Globalisation has also played a major factor in the growth of this industry by expanding the audience to which companies can advertise themselves to. The increased accessibility to the internet has not only made globalisation far more perceptible but also increased the transparency in private markets, further compounding its growth. The expansion has meant companies like Uber can raise vast sums funding without needing to go public. Uber has gone through 15 separate rounds of fundraising since August 2009. The investors range from Saudi Arabia’s Sovereign Wealth Fund to private-wealth customers at banks. Since their last fundraising round in July 2016, Uber has now totalled over $11bn in funding and has a valuation of over $60bn.

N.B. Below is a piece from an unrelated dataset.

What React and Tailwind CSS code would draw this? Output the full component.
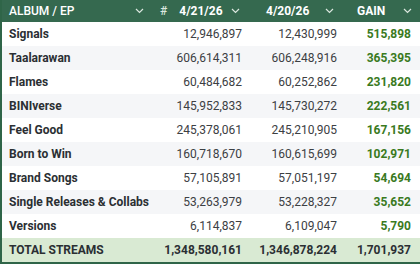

The Jumpstart Our Business Startups (JOBS) Act has also allowed companies to stay private longer. The Act allowed companies to test the waters and ease their way into becoming public companies. The act also raised the number of permitted shareholders before the financial information is required to be reported by a start-up from 2000 to 500. The result was that companies could raise more private capital and remain private longer.


The governance structure at private companies is usually constructed on what the founders and investors agree upon. Private companies are incentivised to establish an effective governance structure given both the necessity of an exit strategy and attracting investors. On the other hand, the governance structures of public companies are influenced by many factors including; shareholder-protection rights dictated by SEC rules, stock exchange listing requirements and public-market tradition. The rules and regulations such as these and other including, Sarbanes-Oxley Act shift the balance of power away from entrepreneurs, leading to less enthusiasm to list.

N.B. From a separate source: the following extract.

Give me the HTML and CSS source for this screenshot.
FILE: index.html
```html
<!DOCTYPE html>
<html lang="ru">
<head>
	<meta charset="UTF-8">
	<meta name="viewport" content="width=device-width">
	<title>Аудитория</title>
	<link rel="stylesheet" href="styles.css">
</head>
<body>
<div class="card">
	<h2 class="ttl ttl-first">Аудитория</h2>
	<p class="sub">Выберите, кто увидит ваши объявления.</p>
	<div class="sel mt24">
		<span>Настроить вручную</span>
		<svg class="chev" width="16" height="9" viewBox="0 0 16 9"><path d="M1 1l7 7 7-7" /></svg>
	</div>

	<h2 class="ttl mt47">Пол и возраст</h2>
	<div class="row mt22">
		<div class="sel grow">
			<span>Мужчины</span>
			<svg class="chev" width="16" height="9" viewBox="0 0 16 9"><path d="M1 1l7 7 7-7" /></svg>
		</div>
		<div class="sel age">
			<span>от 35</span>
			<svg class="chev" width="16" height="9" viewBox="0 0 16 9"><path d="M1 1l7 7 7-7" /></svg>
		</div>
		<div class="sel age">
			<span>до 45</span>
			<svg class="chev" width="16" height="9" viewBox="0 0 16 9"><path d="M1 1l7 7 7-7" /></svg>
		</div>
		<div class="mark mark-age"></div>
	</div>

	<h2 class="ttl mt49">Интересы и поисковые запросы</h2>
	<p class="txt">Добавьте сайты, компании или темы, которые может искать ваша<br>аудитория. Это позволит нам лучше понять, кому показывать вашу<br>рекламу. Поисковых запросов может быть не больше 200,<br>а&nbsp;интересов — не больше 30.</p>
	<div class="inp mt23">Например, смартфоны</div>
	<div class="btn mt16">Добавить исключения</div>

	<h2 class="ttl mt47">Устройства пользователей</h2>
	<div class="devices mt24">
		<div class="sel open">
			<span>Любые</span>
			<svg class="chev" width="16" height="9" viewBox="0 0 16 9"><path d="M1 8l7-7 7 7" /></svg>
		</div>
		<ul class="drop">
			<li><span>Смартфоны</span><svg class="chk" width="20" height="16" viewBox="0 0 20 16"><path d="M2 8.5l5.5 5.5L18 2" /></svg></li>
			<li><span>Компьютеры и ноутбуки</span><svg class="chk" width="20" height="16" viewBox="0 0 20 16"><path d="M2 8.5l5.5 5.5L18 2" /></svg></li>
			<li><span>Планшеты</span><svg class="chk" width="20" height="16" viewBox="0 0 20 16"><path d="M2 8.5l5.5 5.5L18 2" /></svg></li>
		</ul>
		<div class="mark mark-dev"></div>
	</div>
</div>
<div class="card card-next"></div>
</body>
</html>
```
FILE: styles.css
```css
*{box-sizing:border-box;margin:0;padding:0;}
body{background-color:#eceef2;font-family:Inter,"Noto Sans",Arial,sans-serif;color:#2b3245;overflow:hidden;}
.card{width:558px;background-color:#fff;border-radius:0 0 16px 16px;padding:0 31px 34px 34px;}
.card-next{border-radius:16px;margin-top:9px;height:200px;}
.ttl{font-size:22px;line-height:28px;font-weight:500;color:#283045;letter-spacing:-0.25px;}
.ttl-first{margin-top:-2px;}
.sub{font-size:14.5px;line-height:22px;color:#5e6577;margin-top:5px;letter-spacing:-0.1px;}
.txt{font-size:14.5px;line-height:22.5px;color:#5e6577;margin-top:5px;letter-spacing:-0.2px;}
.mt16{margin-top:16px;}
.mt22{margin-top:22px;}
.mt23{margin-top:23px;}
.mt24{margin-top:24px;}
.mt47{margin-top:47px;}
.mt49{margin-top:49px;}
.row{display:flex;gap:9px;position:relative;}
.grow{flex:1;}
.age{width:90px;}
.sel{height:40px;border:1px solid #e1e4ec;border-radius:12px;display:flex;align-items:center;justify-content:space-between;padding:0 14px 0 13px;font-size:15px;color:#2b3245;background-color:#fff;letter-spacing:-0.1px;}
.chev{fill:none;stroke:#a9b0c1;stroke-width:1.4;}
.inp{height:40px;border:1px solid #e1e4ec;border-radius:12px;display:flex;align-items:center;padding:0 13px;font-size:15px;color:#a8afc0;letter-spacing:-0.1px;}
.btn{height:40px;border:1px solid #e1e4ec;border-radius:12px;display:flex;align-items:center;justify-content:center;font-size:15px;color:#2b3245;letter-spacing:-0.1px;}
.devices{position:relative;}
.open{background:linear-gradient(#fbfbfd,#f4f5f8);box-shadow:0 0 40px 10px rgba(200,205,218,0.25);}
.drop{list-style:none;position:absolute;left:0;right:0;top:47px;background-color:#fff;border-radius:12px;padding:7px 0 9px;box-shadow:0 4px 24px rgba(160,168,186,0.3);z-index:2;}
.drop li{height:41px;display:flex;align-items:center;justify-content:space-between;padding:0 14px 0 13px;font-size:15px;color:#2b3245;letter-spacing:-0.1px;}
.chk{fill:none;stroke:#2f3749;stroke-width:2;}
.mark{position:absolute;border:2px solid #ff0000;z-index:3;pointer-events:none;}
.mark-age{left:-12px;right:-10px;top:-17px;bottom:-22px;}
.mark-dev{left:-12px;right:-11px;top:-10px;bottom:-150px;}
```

Whilst going public enables you to spread the risk of the company across a range of shareholders, it also opens the possibility of losing control and influence in the future direction of the company. Companies are subject to constant scrutiny and appeasement of shareholder expectations. One common notion is that by remaining private; companies can often focus more on long-term targets rather than meeting short-term expectations to maintain share prices.


For the individual investor, the selection of stocks from which to invest in equities has declined. From 1976 through to 1996, more than 2,500 new companies were newly listed on either the New York Stock Exchange or NASDAQ. The following two decades saw the population of listed companies fall by 3,650. While at the end of 2016 the US equity market held 53% of the global stock market, the population of stocks are shrinking.

Previously, the purpose of companies listing on a stock exchange was to raise capital. This allowed the individual investor to participate in the growth of these entities. This can be seen when comparing the total returns of the three previously mentioned entities, Amazon, Google and Facebook. From their initial IPO to the 31st of December 2016 the total returns of the entities are 565, 20 and 3.7 times their money, respectively. By delaying their initial listing, companies are now more mature meaning it is the private market investors such as the large institutions that are benefiting from growth phase of these companies.

The next phase of the IPO market could resemble companies following that of Snap Inc., where they issued non-voting shares. If it means that companies are more willing to go public if shareholders relinquish more rights and control than that might just be a sacrifice shareholders are going to have to take. Ultimately, it is the individual investor who loses out.